— START OF Material provided —

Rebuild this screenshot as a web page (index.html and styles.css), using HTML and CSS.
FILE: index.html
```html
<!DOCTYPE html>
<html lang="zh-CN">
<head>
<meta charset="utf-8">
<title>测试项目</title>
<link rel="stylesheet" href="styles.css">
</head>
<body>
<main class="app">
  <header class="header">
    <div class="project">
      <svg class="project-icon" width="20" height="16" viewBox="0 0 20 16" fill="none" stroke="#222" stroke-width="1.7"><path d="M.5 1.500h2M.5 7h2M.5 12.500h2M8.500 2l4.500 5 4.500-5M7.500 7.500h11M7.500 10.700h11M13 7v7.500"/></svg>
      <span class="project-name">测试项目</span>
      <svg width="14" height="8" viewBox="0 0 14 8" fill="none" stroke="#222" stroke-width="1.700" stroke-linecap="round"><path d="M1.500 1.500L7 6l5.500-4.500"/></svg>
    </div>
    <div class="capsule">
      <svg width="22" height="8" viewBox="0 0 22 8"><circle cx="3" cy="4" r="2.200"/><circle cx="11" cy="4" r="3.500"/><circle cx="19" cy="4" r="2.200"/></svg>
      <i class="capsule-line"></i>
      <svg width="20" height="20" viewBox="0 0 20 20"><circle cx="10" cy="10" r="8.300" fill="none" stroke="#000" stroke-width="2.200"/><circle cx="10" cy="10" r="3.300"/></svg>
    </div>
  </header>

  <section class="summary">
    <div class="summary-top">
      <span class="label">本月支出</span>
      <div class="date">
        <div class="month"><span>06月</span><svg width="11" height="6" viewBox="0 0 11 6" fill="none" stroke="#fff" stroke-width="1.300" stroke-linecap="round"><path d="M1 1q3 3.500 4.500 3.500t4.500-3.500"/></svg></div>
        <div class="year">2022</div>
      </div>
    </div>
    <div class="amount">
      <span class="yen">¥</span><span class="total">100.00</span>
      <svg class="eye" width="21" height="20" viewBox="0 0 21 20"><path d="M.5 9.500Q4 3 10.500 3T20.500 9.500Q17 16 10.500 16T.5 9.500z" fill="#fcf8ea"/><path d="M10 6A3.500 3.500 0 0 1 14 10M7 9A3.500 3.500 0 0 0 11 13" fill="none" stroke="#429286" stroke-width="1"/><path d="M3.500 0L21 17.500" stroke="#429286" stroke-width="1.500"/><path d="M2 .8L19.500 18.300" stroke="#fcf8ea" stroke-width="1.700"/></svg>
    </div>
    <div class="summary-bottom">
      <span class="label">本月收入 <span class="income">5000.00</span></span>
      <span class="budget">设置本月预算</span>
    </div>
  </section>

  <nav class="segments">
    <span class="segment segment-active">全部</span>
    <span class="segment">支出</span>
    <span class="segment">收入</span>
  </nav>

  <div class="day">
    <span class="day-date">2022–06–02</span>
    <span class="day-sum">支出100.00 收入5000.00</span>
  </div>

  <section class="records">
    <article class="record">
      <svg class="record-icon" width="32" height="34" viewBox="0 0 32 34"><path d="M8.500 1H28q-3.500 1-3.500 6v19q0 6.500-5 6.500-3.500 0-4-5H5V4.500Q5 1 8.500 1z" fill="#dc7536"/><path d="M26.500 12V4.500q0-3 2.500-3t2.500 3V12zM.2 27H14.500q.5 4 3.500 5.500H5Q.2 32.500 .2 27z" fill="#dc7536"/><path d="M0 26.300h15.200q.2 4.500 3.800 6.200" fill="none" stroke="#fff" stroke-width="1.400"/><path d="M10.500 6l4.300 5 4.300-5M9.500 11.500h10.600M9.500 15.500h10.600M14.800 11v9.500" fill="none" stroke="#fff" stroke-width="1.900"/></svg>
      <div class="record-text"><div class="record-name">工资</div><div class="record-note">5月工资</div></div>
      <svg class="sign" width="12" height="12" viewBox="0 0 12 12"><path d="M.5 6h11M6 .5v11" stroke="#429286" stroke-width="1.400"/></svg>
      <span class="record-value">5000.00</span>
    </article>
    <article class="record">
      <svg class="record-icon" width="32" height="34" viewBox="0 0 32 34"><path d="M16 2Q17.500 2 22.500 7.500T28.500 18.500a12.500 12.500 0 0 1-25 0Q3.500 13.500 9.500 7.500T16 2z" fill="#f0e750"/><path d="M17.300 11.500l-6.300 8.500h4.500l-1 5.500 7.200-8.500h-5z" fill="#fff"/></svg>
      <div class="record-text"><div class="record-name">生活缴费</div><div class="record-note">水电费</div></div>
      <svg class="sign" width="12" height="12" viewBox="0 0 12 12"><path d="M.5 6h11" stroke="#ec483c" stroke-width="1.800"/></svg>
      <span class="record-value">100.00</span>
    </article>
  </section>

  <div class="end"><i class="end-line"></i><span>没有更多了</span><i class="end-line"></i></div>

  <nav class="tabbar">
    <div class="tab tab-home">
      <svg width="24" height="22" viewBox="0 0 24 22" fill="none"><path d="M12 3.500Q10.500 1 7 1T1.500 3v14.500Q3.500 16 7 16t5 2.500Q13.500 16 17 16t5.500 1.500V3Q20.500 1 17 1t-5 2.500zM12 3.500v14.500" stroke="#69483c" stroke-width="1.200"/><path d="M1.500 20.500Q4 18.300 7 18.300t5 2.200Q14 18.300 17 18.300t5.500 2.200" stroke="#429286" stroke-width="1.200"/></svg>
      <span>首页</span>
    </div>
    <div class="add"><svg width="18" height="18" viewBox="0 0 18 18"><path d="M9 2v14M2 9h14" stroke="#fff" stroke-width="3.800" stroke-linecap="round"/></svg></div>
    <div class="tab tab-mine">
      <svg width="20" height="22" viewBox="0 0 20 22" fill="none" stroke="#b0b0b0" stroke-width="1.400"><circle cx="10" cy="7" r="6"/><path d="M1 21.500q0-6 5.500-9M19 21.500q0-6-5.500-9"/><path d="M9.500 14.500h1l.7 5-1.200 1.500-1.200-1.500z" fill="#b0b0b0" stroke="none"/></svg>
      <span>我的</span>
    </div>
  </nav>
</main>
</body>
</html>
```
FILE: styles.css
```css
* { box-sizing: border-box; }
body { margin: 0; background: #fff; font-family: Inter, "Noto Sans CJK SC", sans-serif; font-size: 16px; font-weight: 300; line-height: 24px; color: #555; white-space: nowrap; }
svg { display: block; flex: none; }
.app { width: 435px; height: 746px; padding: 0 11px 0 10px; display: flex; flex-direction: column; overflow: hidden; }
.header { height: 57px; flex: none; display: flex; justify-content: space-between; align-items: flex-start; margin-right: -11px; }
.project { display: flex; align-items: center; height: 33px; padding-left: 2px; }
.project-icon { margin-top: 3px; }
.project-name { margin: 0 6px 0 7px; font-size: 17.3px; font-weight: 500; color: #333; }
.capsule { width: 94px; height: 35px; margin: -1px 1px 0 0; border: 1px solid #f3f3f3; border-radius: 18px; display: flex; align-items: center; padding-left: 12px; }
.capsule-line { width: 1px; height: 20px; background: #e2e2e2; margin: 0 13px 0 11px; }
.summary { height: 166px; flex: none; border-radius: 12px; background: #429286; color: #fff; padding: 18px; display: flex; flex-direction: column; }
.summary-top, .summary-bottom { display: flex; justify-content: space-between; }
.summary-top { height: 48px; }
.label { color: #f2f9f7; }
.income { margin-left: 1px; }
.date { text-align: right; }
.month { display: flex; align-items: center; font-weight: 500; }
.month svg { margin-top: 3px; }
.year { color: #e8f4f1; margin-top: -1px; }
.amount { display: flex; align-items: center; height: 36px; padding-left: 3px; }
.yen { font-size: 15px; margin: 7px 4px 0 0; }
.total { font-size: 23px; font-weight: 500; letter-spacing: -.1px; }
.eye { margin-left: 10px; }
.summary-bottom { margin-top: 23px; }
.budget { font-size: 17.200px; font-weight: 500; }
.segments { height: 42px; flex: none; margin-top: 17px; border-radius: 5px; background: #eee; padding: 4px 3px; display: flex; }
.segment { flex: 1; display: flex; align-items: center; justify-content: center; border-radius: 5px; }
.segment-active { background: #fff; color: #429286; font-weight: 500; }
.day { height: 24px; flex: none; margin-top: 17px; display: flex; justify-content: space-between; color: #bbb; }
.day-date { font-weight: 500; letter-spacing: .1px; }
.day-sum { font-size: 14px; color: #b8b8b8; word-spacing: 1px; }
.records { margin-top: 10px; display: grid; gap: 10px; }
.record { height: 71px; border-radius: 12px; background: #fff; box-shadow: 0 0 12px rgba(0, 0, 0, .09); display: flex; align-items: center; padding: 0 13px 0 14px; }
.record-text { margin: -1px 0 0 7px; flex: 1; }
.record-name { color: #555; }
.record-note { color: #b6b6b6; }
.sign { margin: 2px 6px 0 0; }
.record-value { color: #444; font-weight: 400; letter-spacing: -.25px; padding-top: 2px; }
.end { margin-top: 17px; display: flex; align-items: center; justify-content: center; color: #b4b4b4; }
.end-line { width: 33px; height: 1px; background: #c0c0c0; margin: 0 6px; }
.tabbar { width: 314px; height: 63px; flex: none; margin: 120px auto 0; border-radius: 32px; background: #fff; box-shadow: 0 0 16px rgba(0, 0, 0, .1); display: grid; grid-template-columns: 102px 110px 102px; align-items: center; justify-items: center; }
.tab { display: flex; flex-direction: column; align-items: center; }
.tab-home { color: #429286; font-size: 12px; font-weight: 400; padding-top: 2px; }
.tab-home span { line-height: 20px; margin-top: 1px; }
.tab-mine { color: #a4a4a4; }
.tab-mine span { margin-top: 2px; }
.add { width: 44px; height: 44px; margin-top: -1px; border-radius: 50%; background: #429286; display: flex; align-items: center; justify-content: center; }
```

— END OF Material provided —
— START OF Material provided —

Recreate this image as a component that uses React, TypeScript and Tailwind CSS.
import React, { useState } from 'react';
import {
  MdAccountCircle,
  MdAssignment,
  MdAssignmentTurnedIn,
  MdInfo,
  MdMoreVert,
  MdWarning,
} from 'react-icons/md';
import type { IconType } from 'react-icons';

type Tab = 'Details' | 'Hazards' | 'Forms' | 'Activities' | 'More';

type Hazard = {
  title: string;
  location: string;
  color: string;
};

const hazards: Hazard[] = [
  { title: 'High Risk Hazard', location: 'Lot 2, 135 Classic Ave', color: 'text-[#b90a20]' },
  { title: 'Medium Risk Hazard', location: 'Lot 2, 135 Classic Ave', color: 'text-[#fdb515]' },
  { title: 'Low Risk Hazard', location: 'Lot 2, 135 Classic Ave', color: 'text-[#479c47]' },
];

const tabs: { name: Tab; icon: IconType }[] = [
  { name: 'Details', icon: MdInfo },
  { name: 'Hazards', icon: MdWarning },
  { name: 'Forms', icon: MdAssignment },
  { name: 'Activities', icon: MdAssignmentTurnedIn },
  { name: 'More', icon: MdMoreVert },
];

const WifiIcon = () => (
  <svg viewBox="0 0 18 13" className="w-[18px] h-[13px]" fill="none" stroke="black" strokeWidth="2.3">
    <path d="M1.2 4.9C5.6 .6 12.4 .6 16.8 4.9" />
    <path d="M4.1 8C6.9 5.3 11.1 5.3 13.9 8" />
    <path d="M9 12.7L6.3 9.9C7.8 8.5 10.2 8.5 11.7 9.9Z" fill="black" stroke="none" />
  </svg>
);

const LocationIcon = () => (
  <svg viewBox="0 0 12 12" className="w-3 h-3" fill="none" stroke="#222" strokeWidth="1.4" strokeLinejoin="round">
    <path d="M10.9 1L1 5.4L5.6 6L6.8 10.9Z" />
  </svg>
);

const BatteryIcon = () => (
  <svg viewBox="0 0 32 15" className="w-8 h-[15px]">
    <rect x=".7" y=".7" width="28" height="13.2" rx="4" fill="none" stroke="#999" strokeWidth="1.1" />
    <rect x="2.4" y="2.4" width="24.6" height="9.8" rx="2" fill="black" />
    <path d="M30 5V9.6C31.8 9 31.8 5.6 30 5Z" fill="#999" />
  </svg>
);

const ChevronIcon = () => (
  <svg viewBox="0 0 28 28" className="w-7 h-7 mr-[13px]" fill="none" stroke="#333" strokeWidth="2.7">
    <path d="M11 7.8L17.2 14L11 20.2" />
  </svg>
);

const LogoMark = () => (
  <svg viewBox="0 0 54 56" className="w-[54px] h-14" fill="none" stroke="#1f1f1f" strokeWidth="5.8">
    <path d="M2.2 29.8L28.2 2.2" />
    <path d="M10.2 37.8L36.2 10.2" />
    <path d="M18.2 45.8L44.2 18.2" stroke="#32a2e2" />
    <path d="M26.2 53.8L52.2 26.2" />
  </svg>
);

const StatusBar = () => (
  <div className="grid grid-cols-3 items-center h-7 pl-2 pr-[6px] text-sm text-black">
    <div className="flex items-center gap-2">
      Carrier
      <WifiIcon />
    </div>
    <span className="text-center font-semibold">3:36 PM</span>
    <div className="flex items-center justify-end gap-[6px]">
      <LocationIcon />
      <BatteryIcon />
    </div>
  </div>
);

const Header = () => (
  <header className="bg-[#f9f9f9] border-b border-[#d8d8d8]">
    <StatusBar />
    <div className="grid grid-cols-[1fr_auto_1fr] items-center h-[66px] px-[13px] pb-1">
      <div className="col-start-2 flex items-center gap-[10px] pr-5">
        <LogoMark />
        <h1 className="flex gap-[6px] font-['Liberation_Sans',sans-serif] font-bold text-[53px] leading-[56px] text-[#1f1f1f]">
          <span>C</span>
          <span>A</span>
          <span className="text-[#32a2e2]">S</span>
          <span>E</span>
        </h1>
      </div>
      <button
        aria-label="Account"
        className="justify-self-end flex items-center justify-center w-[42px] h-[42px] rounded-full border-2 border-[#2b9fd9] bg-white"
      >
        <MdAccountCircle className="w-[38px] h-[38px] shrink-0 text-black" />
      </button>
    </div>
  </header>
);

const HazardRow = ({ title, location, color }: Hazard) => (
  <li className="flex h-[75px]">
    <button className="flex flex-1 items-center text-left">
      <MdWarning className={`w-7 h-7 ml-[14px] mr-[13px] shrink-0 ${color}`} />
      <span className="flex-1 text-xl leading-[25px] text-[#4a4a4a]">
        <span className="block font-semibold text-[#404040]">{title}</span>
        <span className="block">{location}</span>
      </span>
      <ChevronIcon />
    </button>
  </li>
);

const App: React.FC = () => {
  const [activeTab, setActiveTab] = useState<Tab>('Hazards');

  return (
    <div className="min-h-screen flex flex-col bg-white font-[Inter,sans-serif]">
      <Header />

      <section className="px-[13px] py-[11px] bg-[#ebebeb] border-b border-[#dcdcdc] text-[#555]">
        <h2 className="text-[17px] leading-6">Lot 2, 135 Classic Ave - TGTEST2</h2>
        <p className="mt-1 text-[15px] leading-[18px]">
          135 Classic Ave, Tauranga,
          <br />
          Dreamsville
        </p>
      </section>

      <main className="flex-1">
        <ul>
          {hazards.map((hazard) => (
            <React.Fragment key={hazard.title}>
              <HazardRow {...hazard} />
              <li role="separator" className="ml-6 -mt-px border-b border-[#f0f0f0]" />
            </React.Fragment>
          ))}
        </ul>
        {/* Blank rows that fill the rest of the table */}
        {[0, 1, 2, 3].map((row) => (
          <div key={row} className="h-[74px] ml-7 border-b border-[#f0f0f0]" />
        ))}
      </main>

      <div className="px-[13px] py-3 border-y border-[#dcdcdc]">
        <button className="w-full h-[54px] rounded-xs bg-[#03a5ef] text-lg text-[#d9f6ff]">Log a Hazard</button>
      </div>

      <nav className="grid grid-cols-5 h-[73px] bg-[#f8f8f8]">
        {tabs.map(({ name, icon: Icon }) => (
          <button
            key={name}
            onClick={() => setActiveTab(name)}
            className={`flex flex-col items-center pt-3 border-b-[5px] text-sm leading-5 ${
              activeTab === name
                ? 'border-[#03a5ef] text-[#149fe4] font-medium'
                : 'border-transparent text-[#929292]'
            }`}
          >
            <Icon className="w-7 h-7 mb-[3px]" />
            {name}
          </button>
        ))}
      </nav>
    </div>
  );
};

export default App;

— END OF Material provided —

§ **Set exercise**:
Your answer should be a single number: how many lines in the data above include "styles"?

§ **Exercise result**:
3